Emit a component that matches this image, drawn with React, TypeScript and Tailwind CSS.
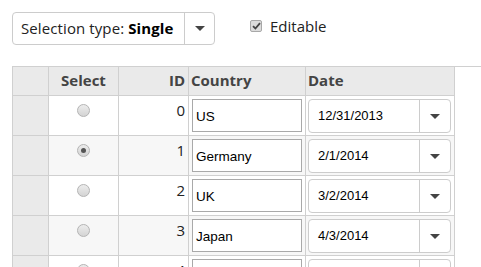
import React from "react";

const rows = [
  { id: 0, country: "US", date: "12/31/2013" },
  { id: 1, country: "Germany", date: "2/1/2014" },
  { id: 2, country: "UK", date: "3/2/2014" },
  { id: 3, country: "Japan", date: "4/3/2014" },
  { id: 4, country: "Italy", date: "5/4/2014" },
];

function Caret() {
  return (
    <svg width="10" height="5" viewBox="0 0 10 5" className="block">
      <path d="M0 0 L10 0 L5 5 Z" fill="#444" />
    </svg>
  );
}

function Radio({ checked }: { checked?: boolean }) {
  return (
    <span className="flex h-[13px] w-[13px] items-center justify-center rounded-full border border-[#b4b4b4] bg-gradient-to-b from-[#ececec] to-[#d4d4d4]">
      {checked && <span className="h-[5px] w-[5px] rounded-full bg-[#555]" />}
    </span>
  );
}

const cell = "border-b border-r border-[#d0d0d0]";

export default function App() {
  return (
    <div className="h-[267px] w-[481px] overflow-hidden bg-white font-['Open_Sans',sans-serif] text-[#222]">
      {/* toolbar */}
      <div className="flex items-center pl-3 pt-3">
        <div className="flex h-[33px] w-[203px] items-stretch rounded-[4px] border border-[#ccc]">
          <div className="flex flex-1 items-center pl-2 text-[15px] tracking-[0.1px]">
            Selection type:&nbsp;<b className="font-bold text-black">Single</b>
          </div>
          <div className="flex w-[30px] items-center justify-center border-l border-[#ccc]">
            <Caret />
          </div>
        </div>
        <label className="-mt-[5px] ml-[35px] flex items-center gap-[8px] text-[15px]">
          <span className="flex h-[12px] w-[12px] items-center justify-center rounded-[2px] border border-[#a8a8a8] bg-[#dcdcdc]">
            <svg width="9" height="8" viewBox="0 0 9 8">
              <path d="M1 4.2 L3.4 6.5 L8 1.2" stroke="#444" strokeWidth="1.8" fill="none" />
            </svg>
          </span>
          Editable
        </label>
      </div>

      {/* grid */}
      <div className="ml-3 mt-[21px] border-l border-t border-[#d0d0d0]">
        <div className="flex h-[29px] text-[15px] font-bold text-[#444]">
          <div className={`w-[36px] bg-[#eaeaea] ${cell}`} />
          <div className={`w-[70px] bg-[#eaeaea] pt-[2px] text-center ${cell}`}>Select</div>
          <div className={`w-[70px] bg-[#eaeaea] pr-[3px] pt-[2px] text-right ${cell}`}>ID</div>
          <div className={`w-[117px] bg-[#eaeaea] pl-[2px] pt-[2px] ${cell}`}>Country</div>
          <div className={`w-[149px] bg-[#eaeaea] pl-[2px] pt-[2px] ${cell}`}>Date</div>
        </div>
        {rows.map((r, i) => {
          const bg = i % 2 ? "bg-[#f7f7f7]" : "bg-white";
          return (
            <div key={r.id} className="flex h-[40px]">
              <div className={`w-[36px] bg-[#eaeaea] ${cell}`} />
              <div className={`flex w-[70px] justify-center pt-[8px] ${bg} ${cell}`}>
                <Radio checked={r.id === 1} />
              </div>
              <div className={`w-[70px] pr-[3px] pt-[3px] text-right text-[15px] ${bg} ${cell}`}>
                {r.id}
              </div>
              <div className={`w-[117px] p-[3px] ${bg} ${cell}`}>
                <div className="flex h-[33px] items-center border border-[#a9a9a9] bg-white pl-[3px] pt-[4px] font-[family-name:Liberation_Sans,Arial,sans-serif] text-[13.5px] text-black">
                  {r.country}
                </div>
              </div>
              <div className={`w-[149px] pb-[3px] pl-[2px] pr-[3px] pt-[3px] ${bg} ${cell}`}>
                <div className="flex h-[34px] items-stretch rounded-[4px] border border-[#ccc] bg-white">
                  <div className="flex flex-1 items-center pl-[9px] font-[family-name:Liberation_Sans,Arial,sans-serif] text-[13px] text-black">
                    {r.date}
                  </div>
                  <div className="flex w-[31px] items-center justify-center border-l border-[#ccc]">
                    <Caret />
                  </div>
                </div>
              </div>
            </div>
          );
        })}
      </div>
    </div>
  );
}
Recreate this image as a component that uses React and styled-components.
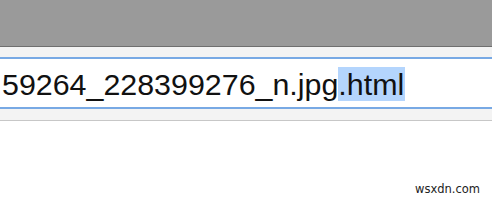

######

# [Short problem]
Quote every line of the records above exactly; no picture is to be copied.

# [Finished answer]
Emit a component that matches this image, drawn with React, TypeScript and Tailwind CSS.
import React from "react";

const rows = [
  { id: 0, country: "US", date: "12/31/2013" },
  { id: 1, country: "Germany", date: "2/1/2014" },
  { id: 2, country: "UK", date: "3/2/2014" },
  { id: 3, country: "Japan", date: "4/3/2014" },
  { id: 4, country: "Italy", date: "5/4/2014" },
];

function Caret() {
  return (
    <svg width="10" height="5" viewBox="0 0 10 5" className="block">
      <path d="M0 0 L10 0 L5 5 Z" fill="#444" />
    </svg>
  );
}

function Radio({ checked }: { checked?: boolean }) {
  return (
    <span className="flex h-[13px] w-[13px] items-center justify-center rounded-full border border-[#b4b4b4] bg-gradient-to-b from-[#ececec] to-[#d4d4d4]">
      {checked && <span className="h-[5px] w-[5px] rounded-full bg-[#555]" />}
    </span>
  );
}

const cell = "border-b border-r border-[#d0d0d0]";

export default function App() {
  return (
    <div className="h-[267px] w-[481px] overflow-hidden bg-white font-['Open_Sans',sans-serif] text-[#222]">
      {/* toolbar */}
      <div className="flex items-center pl-3 pt-3">
        <div className="flex h-[33px] w-[203px] items-stretch rounded-[4px] border border-[#ccc]">
          <div className="flex flex-1 items-center pl-2 text-[15px] tracking-[0.1px]">
            Selection type:&nbsp;<b className="font-bold text-black">Single</b>
          </div>
          <div className="flex w-[30px] items-center justify-center border-l border-[#ccc]">
            <Caret />
          </div>
        </div>
        <label className="-mt-[5px] ml-[35px] flex items-center gap-[8px] text-[15px]">
          <span className="flex h-[12px] w-[12px] items-center justify-center rounded-[2px] border border-[#a8a8a8] bg-[#dcdcdc]">
            <svg width="9" height="8" viewBox="0 0 9 8">
              <path d="M1 4.2 L3.4 6.5 L8 1.2" stroke="#444" strokeWidth="1.8" fill="none" />
            </svg>
          </span>
          Editable
        </label>
      </div>

      {/* grid */}
      <div className="ml-3 mt-[21px] border-l border-t border-[#d0d0d0]">
        <div className="flex h-[29px] text-[15px] font-bold text-[#444]">
          <div className={`w-[36px] bg-[#eaeaea] ${cell}`} />
          <div className={`w-[70px] bg-[#eaeaea] pt-[2px] text-center ${cell}`}>Select</div>
          <div className={`w-[70px] bg-[#eaeaea] pr-[3px] pt-[2px] text-right ${cell}`}>ID</div>
          <div className={`w-[117px] bg-[#eaeaea] pl-[2px] pt-[2px] ${cell}`}>Country</div>
          <div className={`w-[149px] bg-[#eaeaea] pl-[2px] pt-[2px] ${cell}`}>Date</div>
        </div>
        {rows.map((r, i) => {
          const bg = i % 2 ? "bg-[#f7f7f7]" : "bg-white";
          return (
            <div key={r.id} className="flex h-[40px]">
              <div className={`w-[36px] bg-[#eaeaea] ${cell}`} />
              <div className={`flex w-[70px] justify-center pt-[8px] ${bg} ${cell}`}>
                <Radio checked={r.id === 1} />
              </div>
              <div className={`w-[70px] pr-[3px] pt-[3px] text-right text-[15px] ${bg} ${cell}`}>
                {r.id}
              </div>
              <div className={`w-[117px] p-[3px] ${bg} ${cell}`}>
                <div className="flex h-[33px] items-center border border-[#a9a9a9] bg-white pl-[3px] pt-[4px] font-[family-name:Liberation_Sans,Arial,sans-serif] text-[13.5px] text-black">
                  {r.country}
                </div>
              </div>
              <div className={`w-[149px] pb-[3px] pl-[2px] pr-[3px] pt-[3px] ${bg} ${cell}`}>
                <div className="flex h-[34px] items-stretch rounded-[4px] border border-[#ccc] bg-white">
                  <div className="flex flex-1 items-center pl-[9px] font-[family-name:Liberation_Sans,Arial,sans-serif] text-[13px] text-black">
                    {r.date}
                  </div>
                  <div className="flex w-[31px] items-center justify-center border-l border-[#ccc]">
                    <Caret />
                  </div>
                </div>
              </div>
            </div>
          );
        })}
      </div>
    </div>
  );
}
Recreate this image as a component that uses React and styled-components.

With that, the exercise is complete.